I visit the site where the mill processed the “killing stone”, bordering on the west of the village, a block away from Asbestos Street. In other areas asbestos sites were covered with vegetation, but Prieska and Koegas’s rainfall is insufficient for this solution. Even if we could dam up all the tears we had shed, we wouldn’t have enough water.

Rumour has it erosion has taken its toll, the rehabilitation done 40 years ago has become undone and the town is once more exposed to the lethal fibre. Prieska is divided over this issue: the professionals deny this, but the man in the street believes it to be true.

Negative publicity, hysteria or realistic concern? I decide to ask Koos van Heerden. He worked for an insurance company covering the mine employees and spent many a working day at the Koegas mine. He has been living with asbestosis for the past 10 years, spends a good 16 hours a day on an oxygen machine. Only 60, he has moved to an old-age home for the 24-hour care it offers.

He tells me of the times my father visited him and I get a glimpse of the thoughts and feelings my father concealed from us as children.

When I ask him about negative publicity, he refuses to give me a simple answer. “We should keep the name Asbestos Street, to remember.” And publicity? His sizes me up before he answers. “We carry a scale in our hands. We weigh human lives against economic development. What did they decide in 1941? Have we learned anything since then?”

Because I have been breathing this air since the day I was born, I desperately want to believe the professionals, even if it means denial. “Nature will do its job,” Martin Sawall explains, “the wind and the rain will clear the mill’s site and in 15 years’ time the small risk of exposure that still remains will be something of the past.”

I make one last visit. Mattheus Philander worked on the mines as a young man, thereafter spending the rest of his working life employed as a farmworker by my father.

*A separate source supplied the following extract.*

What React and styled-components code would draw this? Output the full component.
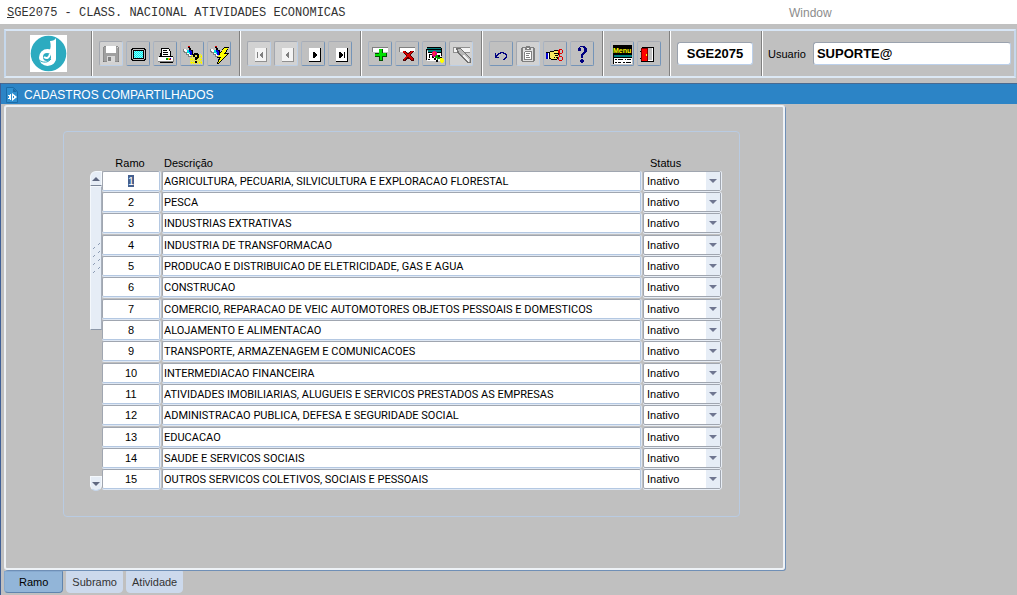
import React, { useEffect, useRef, useState } from 'react';
import styled, { createGlobalStyle } from 'styled-components';

const RAMOS = [
    'AGRICULTURA, PECUARIA, SILVICULTURA E EXPLORACAO FLORESTAL',
    'PESCA',
    'INDUSTRIAS EXTRATIVAS',
    'INDUSTRIA DE TRANSFORMACAO',
    'PRODUCAO E DISTRIBUICAO DE ELETRICIDADE, GAS E AGUA',
    'CONSTRUCAO',
    'COMERCIO, REPARACAO DE VEIC AUTOMOTORES OBJETOS PESSOAIS E DOMESTICOS',
    'ALOJAMENTO E ALIMENTACAO',
    'TRANSPORTE, ARMAZENAGEM E COMUNICACOES',
    'INTERMEDIACAO FINANCEIRA',
    'ATIVIDADES IMOBILIARIAS, ALUGUEIS E SERVICOS PRESTADOS AS EMPRESAS',
    'ADMINISTRACAO PUBLICA, DEFESA E SEGURIDADE SOCIAL',
    'EDUCACAO',
    'SAUDE E SERVICOS SOCIAIS',
    'OUTROS SERVICOS COLETIVOS, SOCIAIS E PESSOAIS',
];

const TABS = ['Ramo', 'Subramo', 'Atividade'];

const dots = (x0, y0, x1, y1, step = 2) => {
    let d = '';
    for (let y = y0; y < y1; y++) {
        for (let x = x0 + ((y - y0) % step); x < x1; x += step) d += `M${x} ${y}h1v1h-1z`;
    }
    return d;
};

// flashlight used by both query buttons
const Torch = () => (
    <>
        <path fill="#808080" d="M1 5h1v2h1v1h2v2h2v2h3v1h-4v-2h-2v-2h-2v-1h-1z" />
        <path fill="#fff" d="M2 5h2v1h2v2h1v2h2v2h-2v-2h-2v-2h-2v-1h-1z" />
        <path fill="#00e0e0" d="M5 6h2v1h1v3h-1v-1h-2z" />
        <path fill="#0000e0" d="M7 6h3v5h-2v-3h-1z" />
        <path fill="#000" d="M6 3h2v1h1v2h2v5h-1v-4h-1v-1h-2v-2h-1z" />
        <path fill="#e00000" d="M6 2h2v1h-2z" />
    </>
);

const NavBox = ({ disabled, children }) => (
    <>
        <path fill={disabled ? '#f4f4f4' : '#fff'} d="M6 4h11v13h-11z" />
        <path fill={disabled ? '#909090' : '#000'} d="M17 4h1v14h-12v-1h11z" />
        <g fill={disabled ? '#808080' : '#000'}>{children}</g>
    </>
);

const ICONS = {
    save: (
        <>
            <path fill="#8c8c8c" d="M2 3h1v-1h14v1h1v14h-1v1h-14v-1h-1z" />
            <path fill="#a0a0a0" d="M3 3h14v14h-14z" />
            <path fill="#fff" d="M5 2h10v7h-10z" />
            <path fill="#d8d8d8" d="M6 12h8v6h-8zM16 3h1v1h-1z" />
            <path fill="#808080" d="M7 13h3v4h-3z" />
            <path fill="#707070" d="M2 17h1v1h-1zM17 17h1v1h-1z" />
        </>
    ),
    screen: (
        <>
            <path fill="#000" d="M4 4h13v1h1v11h-1v1h-13v-1h-1v-11h1z" />
            <path fill="#c0c0c0" d="M5 5h11v1h1v9h-1v1h-11v-1h-1v-9h1z" />
            <path fill="#000" d="M5 6h11v9h-11z" />
            <path fill="#00f0f0" d="M6 7h9v7h-9z" />
            <path fill="#90f8f8" d={dots(6, 7, 15, 14)} />
        </>
    ),
    print: (
        <>
            <path fill="#000" d="M6 4h8v1h1v2h1v5h-11v-3h1z" />
            <path fill="#fff" d="M7 5h7v2h1v5h-8z" />
            <path fill="#000" d="M8 6h4v1h-4zM8 8h5v1h-5zM8 10h5v1h-5z" />
            <path fill="#fff" d="M4 12h14v5h-15v-4h1z" />
            <path fill="#000" d="M4 12h14v1h-14z" />
            <path fill="#808080" d="M18 13h1v5h-16v-1h15z" />
            <path fill="#000" d="M5 18h13v1h-13z" />
            <path fill="#00a000" d="M11 14h2v2h-2z" />
            <path fill="#e0d000" d="M13 14h2v2h-2z" />
            <path fill="#e00000" d="M14 15h2v1h-2z" />
            <path fill="#0000e0" d="M15 14h1v1h-1z" />
        </>
    ),
    queryEnter: (
        <>
            <path fill="#ffff00" d={dots(8, 10, 20, 20)} />
            <path fill="#f4f400" d="M8 12h2v1h-2zM8 15h3v1h-3zM9 18h3v1h-3zM17 12h3v1h-3zM17 15h3v1h-3zM17 18h3v1h-3z" />
            <Torch />
            <path fill="#000" d="M12 9h4v1h1v4h-1v1h-1v1h-2v-3h2v-2h-2v2h-2v-3h1zM13 17h2v2h-2z" />
        </>
    ),
    queryRun: (
        <>
            <Torch />
            <path fill="#000" d="M15 3h5l-3 6h3l-10 11h-2l2-6h-2z" />
            <path fill="#ffff00" d="M15 4h4l-4 6h3l-9 9 3-6h-3z" />
        </>
    ),
    first: <NavBox disabled><path d="M8 8h1v6h-1zM13 8h1v6h-1v-1h-1v-1h-1v-2h1v-1h1z" /></NavBox>,
    prev: <NavBox disabled><path d="M12 8h1v6h-1v-1h-1v-1h-1v-2h1v-1h1z" /></NavBox>,
    next: <NavBox><path d="M10 8h2v1h1v1h1v2h-1v1h-1v1h-2z" /></NavBox>,
    last: <NavBox><path d="M9 8h2v1h1v1h1v2h-1v1h-1v1h-2zM14 8h1v6h-1z" /></NavBox>,
    insert: (
        <>
            <path fill="#808080" d="M2 3h16v5h-16z" />
            <path fill="#fff" d="M3 4h15v4h-15z" />
            <path fill="#005000" d="M9 5h4v4h4v4h-4v4h-4v-4h-4v-4h4z" />
            <path fill="#00e000" d="M9 5h3v4h4v3h-4v4h-2v-4h-5v-2h4z" />
        </>
    ),
    remove: (
        <>
            <path fill="#808080" d="M2 3h16v5h-16z" />
            <path fill="#fff" d="M3 4h15v4h-15z" />
            <path fill="#500000" d="M6 7h3v1h1v1h2v-1h1v-1h4v1h-1v1h-1v1h-1v2h1v1h1v1h1v3h-3v-1h-1v-1h-3v1h-1v1h-3v-2h1v-1h1v-1h1v-2h-1v-1h-1v-1h-1z" />
            <path fill="#d80000" d="M6 7h2v1h1v1h1v1h2v-1h1v-1h1v-1h2v1h-1v1h-1v1h-1v2h1v1h1v1h1v2h-2v-1h-1v-1h-1v-1h-2v1h-1v1h-1v1h-1v-2h1v-1h1v-1h1v-1h-1v-1h-1v-1h-2z" />
        </>
    ),
    lock: (
        <>
            <path fill="#fff" d="M3 7h14v10h-14z" />
            <path fill="#000" d="M3 3h14v1h-14zM2 5h15v1h-15zM4 8h13v1h-13zM2 6h1v10h-1zM17 4h1v8h-1z" />
            <path fill="#008080" d="M3 4h14v1h-14zM4 6h13v2h-13z" />
            <path fill="#000" d="M5 10h3v1h-2v3h-1zM4 15h2v1h-2zM8 12h2v2h2v2h2v2h-2v-2h-2v-2h-2zM14 11h2v2h2v2h-2v-2h-2z" />
            <path fill="#e0007a" d="M9 7h3v1h1v4h-1v1h-3v-1h-1v-4h1z" />
            <path fill="#ff3030" d="M9 8h2v3h-2z" />
            <path fill="#00a000" d="M12 11h2v2h2v2h-2v1h-1v-2h-2v-2h1z" />
            <path fill="#ffff00" d="M16 14h3v1h1v3h-1v1h-2v-1h-1z" />
        </>
    ),
    torchOff: (
        <>
            <path fill="#909090" d="M2 3h17v6h-17z" />
            <path fill="#f4f4f4" d="M3 4h16v4h-16z" />
            <path fill="#707070" d="M5 4h4l11 11v4h-4l-9-9z" />
            <path fill="#b8b8b8" d="M7 5h2l10 10v3h-2l-9-9z" />
            <path fill="#f0f0f0" d="M12 11h1l5 5v2h-1l-5-5z" />
        </>
    ),
    undo: (
        <path fill="#000080" d="M4 9h1v2h1v-1h1v-1h2v-1h4v1h2v1h1v4h-1v1h-1v1h-2v-1h1v-1h1v-1h1v-2h-1v-1h-2v-1h-2v1h-2v1h-1v1h-1v1h2v1h-4z" />
    ),
    paste: (
        <>
            <path fill="#808080" d="M4 3h4v-1h4v1h4v1h1v13h-1v1h-12v-1h-1v-13h1z" />
            <path fill="#e0e0e0" d="M5 4h10v13h-10z" />
            <path fill="#808080" d="M7 3h6v3h-6zM7 7h7v9h-8v-8h1z" />
            <path fill="#fff" d="M9 4h2v1h-2zM7 8h6v7h-6z" />
            <path fill="#808080" d="M8 9h4v1h-4zM8 11h3v1h-3zM8 13h4v1h-4z" />
        </>
    ),
    cut: (
        <>
            <path fill="#000" d="M1 8h4v-1h4v-1h5v1h1v3h-1v1h-1v4h-1v1h-6v-1h-5z" />
            <path fill="#0000d0" d="M1 9h2v6h-2z" />
            <path fill="#fff" d="M3 9h1v6h-1z" />
            <path fill="#f8e860" d="M5 8h4v-1h4v2h-3v1h3v1h-2v1h2v1h-2v1h1v1h-6v-1h-1z" />
            <path fill="#000" d="M9 9h1v1h-1zM10 11h1v1h-1zM9 13h1v1h-1z" />
            <path fill="#e00000" d="M14 5h3v1h1v3h-1v1h-2v2h2v1h1v3h-1v1h-3v-1h-1v-3h1v-4h-1v-3h1zM15 6v3h2v-3zM14 13v3h3v-3z" fillRule="evenodd" />
        </>
    ),
    help: (
        <path fill="#000080" d="M6 3h2v-1h5v1h1v1h1v4h-1v1h-1v1h-1v1h-1v3h-2v-4h1v-1h1v-1h1v-4h-1v-1h-3v1h1v3h-3v-3h1zM9 15h2v1h1v2h-1v1h-2v-1h-1v-2h1z" />
    ),
    menu: (
        <>
            <path fill="#000" d="M1 1h19v10h-19z" />
            <path fill="#fff" d="M1 11h19v9h-19z" />
            <path fill="#008080" d="M1 11h19v2h-19z" />
            <path fill="#000" d="M1 13h19v1h-19zM1 11h1v9h-1zM3 15h2v1h-2zM6 15h5v1h-5zM13 15h1v1h-1zM15 15h4v1h-4zM3 18h2v1h-2zM6 18h3v1h-3zM11 18h2v1h-2zM14 18h5v1h-5z" />
            <text x="1" y="9" fill="#ffff00" fontFamily="Liberation Sans, Arial, sans-serif" fontSize="7" fontWeight="700">Menu</text>
        </>
    ),
    exit: (
        <>
            <path fill="#fff" d="M3 3h12v15h-12z" />
            <path fill="#000" d="M2 3h13v15h-3v-1h2v-13h-11v-1z" />
            <path fill="#c0c0c0" d="M9 4h4v12h-4z" />
            <path fill="#800000" d="M2 4h7v14h-7z" />
            <path fill="#ff0000" d="M3 5h5v12h-5z" />
            <path fill="#ffff00" d="M7 10h1v2h-1z" />
            <path fill="#000" d="M1 7h1v1h-1zM1 14h1v1h-1zM2 17h12v1h-12z" />
        </>
    ),
};

const TOOL_GROUPS = [
    [
        ['save', 'Salvar', true],
        ['screen', 'Limpar tela'],
        ['print', 'Imprimir'],
        ['queryEnter', 'Entrar consulta'],
        ['queryRun', 'Executar consulta'],
    ],
    [
        ['first', 'Primeiro', true],
        ['prev', 'Anterior', true],
        ['next', 'Próximo'],
        ['last', 'Último'],
    ],
    [
        ['insert', 'Inserir'],
        ['remove', 'Remover'],
        ['lock', 'Bloquear'],
        ['torchOff', 'Cancelar consulta', true],
    ],
    [
        ['undo', 'Desfazer'],
        ['paste', 'Colar', true],
        ['cut', 'Recortar'],
        ['help', 'Ajuda'],
    ],
    [
        ['menu', 'Menu'],
        ['exit', 'Sair'],
    ],
];

function Toolbar() {
    return (
        <Bar>
            <LogoCell>
                <Logo viewBox="0 0 37 37" role="img" aria-label="Logo">
                    <path fill="#fff" d="M0 0h37v37h-37z" />
                    <circle cx="18.500" cy="18.500" r="17.800" fill="#2cabc0" />
                    <circle cx="17.500" cy="22.500" r="8.500" fill="#fff" />
                    <path fill="#fff" d="M20 6c3 0 5-1 6-3v20c0 3-2 6-5 7l-2-14c2-2 2-6 1-10z" />
                    <circle cx="17" cy="22" r="4" fill="#2cabc0" />
                    <path fill="none" stroke="#fff" strokeWidth="2" d="M14 22c3 2 5 1 6-3" />
                    <path fill="none" stroke="#2cabc0" strokeWidth="1" d="M9 25c4 3 9 3 12-1" />
                </Logo>
            </LogoCell>
            {TOOL_GROUPS.map((group, i) => (
                <Group key={i}>
                    {group.map(([name, label, disabled]) => (
                        <ToolButton key={name} type="button" title={label} aria-label={label} disabled={disabled}>
                            <svg width="20" height="20" viewBox="0 0 20 20" shapeRendering="crispEdges">{ICONS[name]}</svg>
                        </ToolButton>
                    ))}
                </Group>
            ))}
            <Group>
                <CodeInput aria-label="Programa" defaultValue="SGE2075" />
            </Group>
            <UserGroup>
                <label htmlFor="usuario">Usuario</label>
                <BarInput id="usuario" defaultValue="SUPORTE@" />
            </UserGroup>
        </Bar>
    );
}

function RamoTable() {
    const firstRef = useRef(null);

    useEffect(() => {
        firstRef.current.focus();
        firstRef.current.select();
    }, []);

    return (
        <Frame>
            <ScrollBar>
                <ScrollButton type="button" aria-label="Subir">
                    <svg width="8" height="4" viewBox="0 0 8 4"><path fill="#5f6880" d="M4 0l4 4h-8z" /></svg>
                </ScrollButton>
                <Thumb>
                    <svg width="9" height="32" viewBox="0 0 9 32">
                        <path stroke="#8d9db5" fill="none" d="M6 3l2-2M1 7l2-2M6 11l2-2M1 15l2-2M6 19l2-2M1 23l2-2M6 27l2-2M1 31l2-2" />
                    </svg>
                </Thumb>
                <ScrollButton type="button" aria-label="Descer" $down>
                    <svg width="8" height="4" viewBox="0 0 8 4"><path fill="#5f6880" d="M0 0h8l-4 4z" /></svg>
                </ScrollButton>
            </ScrollBar>
            <Table>
                <colgroup>
                    <col width="60" />
                    <col />
                    <col width="78" />
                </colgroup>
                <thead>
                    <tr>
                        <HeadCell $center>Ramo</HeadCell>
                        <HeadCell>Descrição</HeadCell>
                        <HeadCell $indent>Status</HeadCell>
                    </tr>
                </thead>
                <tbody>
                    {RAMOS.map((descricao, i) => (
                        <Row key={descricao}>
                            <td>
                                <CellInput ref={i === 0 ? firstRef : null} $center aria-label={`Ramo ${i + 1}`} defaultValue={i + 1} />
                            </td>
                            <td>
                                <DescInput aria-label={`Descrição ${i + 1}`} defaultValue={descricao} />
                            </td>
                            <td>
                                <StatusBox>
                                    <select aria-label={`Status ${i + 1}`} defaultValue="Inativo">
                                        <option>Inativo</option>
                                        <option>Ativo</option>
                                    </select>
                                    <Arrow>
                                        <svg width="8" height="4" viewBox="0 0 8 4"><path fill="#6f7690" d="M0 0h8l-4 4z" /></svg>
                                    </Arrow>
                                </StatusBox>
                            </td>
                        </Row>
                    ))}
                </tbody>
            </Table>
        </Frame>
    );
}

export default function App() {
    const [tab, setTab] = useState('Ramo');

    return (
        <Page>
            <GlobalStyle />
            <MenuBar>
                <ProgramTitle><u>S</u>GE2075 - CLASS. NACIONAL ATIVIDADES ECONOMICAS</ProgramTitle>
                <WindowMenu type="button">Window</WindowMenu>
            </MenuBar>
            <Toolbar />
            <WindowArea>
                <WindowTitle>
                    <svg width="12" height="16" viewBox="0 0 12 16">
                        <path fill="#2f8fd0" stroke="#1c6ca8" d="M0.500 0.500h7l4 4v11h-11z" />
                        <path fill="#1c6ca8" d="M7 1v4h4z" />
                        <path fill="#fff" d="M6 6l5 4-5 4zM5 7v6h-1v-1h-2v-1h1v-2h-1v-1h2v-1z" />
                        <path fill="#2f8fd0" d="M7 9h1v2h-1z" />
                    </svg>
                    CADASTROS COMPARTILHADOS
                </WindowTitle>
                <Panel>
                    <RamoTable />
                </Panel>
                <TabList role="tablist">
                    {TABS.map((name) => (
                        <Tab key={name} type="button" role="tab" aria-selected={tab === name} $active={tab === name} onClick={() => setTab(name)}>
                            {name}
                        </Tab>
                    ))}
                </TabList>
            </WindowArea>
        </Page>
    );
}

const GlobalStyle = createGlobalStyle`
  * {
    box-sizing: border-box;
  }

  body {
    margin: 0;
    background: #c0c0c0;
  }

  body, button, input, select {
    font-family: "Liberation Sans", Arial, sans-serif;
    font-size: 11px;
    color: #000;
  }

  ::selection {
    background: #45608f;
    color: #fff;
  }
`;

const Page = styled.div`
  min-height: 100vh;
  display: flex;
  flex-direction: column;
`;

const MenuBar = styled.header`
  height: 24px;
  display: grid;
  grid-template-columns: 782px 1fr;
  align-items: center;
  padding: 0 7px;
  background: #fff;
`;

const ProgramTitle = styled.h1`
  margin: 0;
  padding-top: 2px;
  font: 12px "Liberation Mono", "Courier New", monospace;
  color: #333;
`;

const WindowMenu = styled.button`
  justify-self: start;
  padding: 2px 0 0;
  border: none;
  background: none;
  font-size: 12px;
  color: #8c8c8c;
`;

/* Toolbar */
const Bar = styled.div`
  display: flex;
  height: 49px;
  margin: 5px 1px 5px 4px;
  border: 2px solid #c6d8ec;
  border-top-color: #d8e6f6;
  border-bottom-color: #dce8f4;
`;

const Group = styled.div`
  display: flex;
  align-items: center;
  gap: 3px;
  padding: 0 8px 0 7px;
  border-left: 1px solid #808080;
  box-shadow: inset 1px 0 #fff;
`;

const LogoCell = styled.div`
  width: 85px;
  display: flex;
  align-items: center;
  justify-content: center;
`;

const Logo = styled.svg`
  width: 37px;
  height: 37px;
`;

const ToolButton = styled.button`
  width: 24px;
  height: 25px;
  display: flex;
  align-items: center;
  justify-content: center;
  padding: 0;
  border: 1px solid;
  border-color: ${(p) => (p.disabled ? '#a4a8b0 #bccfe6 #bccfe6 #a4a8b0' : '#a8acb4 #7494b8 #7494b8 #a8b4c4')};
  border-radius: 2px;
  background: ${(p) => (p.disabled ? '#d2d2d2' : '#c0c0c0')};
`;

const BarInput = styled.input`
  flex: 1;
  min-width: 0;
  height: 23px;
  padding: 0 3px;
  border: 1px solid;
  border-color: #9aa2ae #bcd0ea #bcd0ea #9aa2ae;
  border-radius: 3px;
  background: #fff;
  font-size: 13px;
  font-weight: 700;
  outline: none;
`;

const CodeInput = styled(BarInput)`
  flex: none;
  width: 76px;
  text-align: center;
`;

const UserGroup = styled(Group)`
  flex: 1;
  gap: 7px;
  padding: 0 3px 0 6px;
`;

/* Window */
const WindowArea = styled.main`
  flex: 1;
  display: flex;
  flex-direction: column;
  padding-bottom: 2px;
  border-left: 1px solid #3f5f96;
`;

const WindowTitle = styled.h2`
  display: flex;
  align-items: center;
  gap: 6px;
  height: 21px;
  margin: 0;
  padding: 2px 0 0 5px;
  border-top: 1px solid #4a6a90;
  background: #2c84c6;
  font-size: 12px;
  font-weight: 400;
  color: #fff;
`;

const Panel = styled.section`
  flex: 1;
  max-width: 781px;
  margin: 1px 0 0 3px;
  padding: 24px 43px 24px 57px;
  border: 2px solid #eef2f6;
  border-radius: 3px;
  box-shadow: 1px 1px #6f8fb6;
`;

const Frame = styled.div`
  display: flex;
  padding: 19px 18px 25px 26px;
  border: 1px solid #b9cbe2;
  border-radius: 4px;
`;

const ScrollBar = styled.div`
  width: 12px;
  display: flex;
  flex-direction: column;
  margin-top: 20px;
`;

const ScrollButton = styled.button`
  width: 12px;
  height: 15px;
  display: flex;
  align-items: center;
  justify-content: center;
  margin-top: ${(p) => (p.$down ? 'auto' : 0)};
  padding: 0;
  border: 1px solid #f4f8fc;
  border-bottom-color: ${(p) => (p.$down ? '#c4d6ec' : '#7a8598')};
  border-radius: ${(p) => (p.$down ? '0 0 6px 6px' : '6px 0 0 0')};
  background: #e6edf6;
`;

const Thumb = styled.div`
  height: 144px;
  display: flex;
  align-items: center;
  justify-content: center;
  border: 1px solid #f4f8fc;
  border-right-color: #a8b0bc;
  border-bottom-color: #8d98a8;
  background: #e6edf6;
`;

const Table = styled.table`
  flex: 1;
  min-width: 0;
  table-layout: fixed;
  border-collapse: collapse;

  td {
    padding: 0 2px 1px 0;
    vertical-align: top;
  }

  td:last-child {
    padding-right: 0;
  }
`;

const HeadCell = styled.th`
  height: 20px;
  padding: 3px ${(p) => (p.$center ? '6px' : '2px')} 0 ${(p) => (p.$indent ? '7px' : '2px')};
  font-weight: 400;
  text-align: ${(p) => (p.$center ? 'center' : 'left')};
`;

const Row = styled.tr`
  height: 21px;

  &:nth-child(3n) {
    height: 22px;
  }
`;

const CellInput = styled.input`
  display: block;
  width: 100%;
  height: 20px;
  padding: 0 1px;
  border: 1px solid;
  border-color: #a0a6b0 #b4c8e2 #b4c8e2 #a0a6b0;
  border-radius: 2px;
  background: #fff;
  box-shadow: 0 1px #dfe8f4, 1px 0 #dfe8f4;
  text-align: ${(p) => (p.$center ? 'center' : 'left')};
  outline: none;
`;

const DescInput = styled(CellInput)`
  font-family: Roboto, "Liberation Sans", sans-serif;
`;

const StatusBox = styled.div`
  display: grid;
  grid-template-columns: 1fr 14px;
  height: 20px;
  border: 1px solid #a0a6b0;
  border-radius: 2px;
  background: #fff;
  box-shadow: 0 1px #e8eef6, 1px 0 #e8eef6;

  select {
    grid-area: 1 / 1 / 2 / 3;
    padding: 0 0 0 3px;
    border: none;
    background: transparent;
    appearance: none;
    outline: none;
  }
`;

const Arrow = styled.span`
  grid-area: 1 / 2;
  display: flex;
  align-items: center;
  justify-content: center;
  background: #e6edf6;
  pointer-events: none;
`;

/* Tabs */
const TabList = styled.div`
  display: flex;
  gap: 3px;
  height: 22px;
  margin: 1px 0 0 3px;
`;

const Tab = styled.button`
  padding: 0 ${(p) => (p.$active ? '14px' : '5px')};
  border: 1px solid;
  border-color: ${(p) => (p.$active ? '#86a9cf #5f84ae #5f84ae #86a9cf' : '#ccd9ec')};
  border-radius: 0 0 4px 4px;
  background: ${(p) => (p.$active ? '#92b5d8' : '#ccd9ec')};
  color: ${(p) => (p.$active ? '#000' : '#333')};
`;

When I was a child he taught me about the Karoo plants. Those that cure toothache, those that are good for the stomach. And he taught me about the sky and the stars. He was diagnosed with asbestosis in the mid-1980s, yet still roles the occasional Boxer tobacco cigarette and “has given everything over to God. He will see to everything.”

He lives on a pension and has his heart set on compensation. Something that will enable him to buy his own house, and provide for his wife, should he go first.

Philander tells me how he never thought my father would go before he would, and about the dreams he has about my father. His words startle me: two months after my father’s death I have also started having these dreams. We share some of them, and then we sit looking at the sky. Once I thought it was clean and pure; now my eyes scan the pale blue hoping for answers.

Cape PLC has some of them, but never answered the invitation to visit or explain. Suddenly I wish they would. Not only would they see that we are human, but so would we. It would help us to understand our anger, ourselves, perhaps even the doctor that kept silent all those years and was after all part of our community.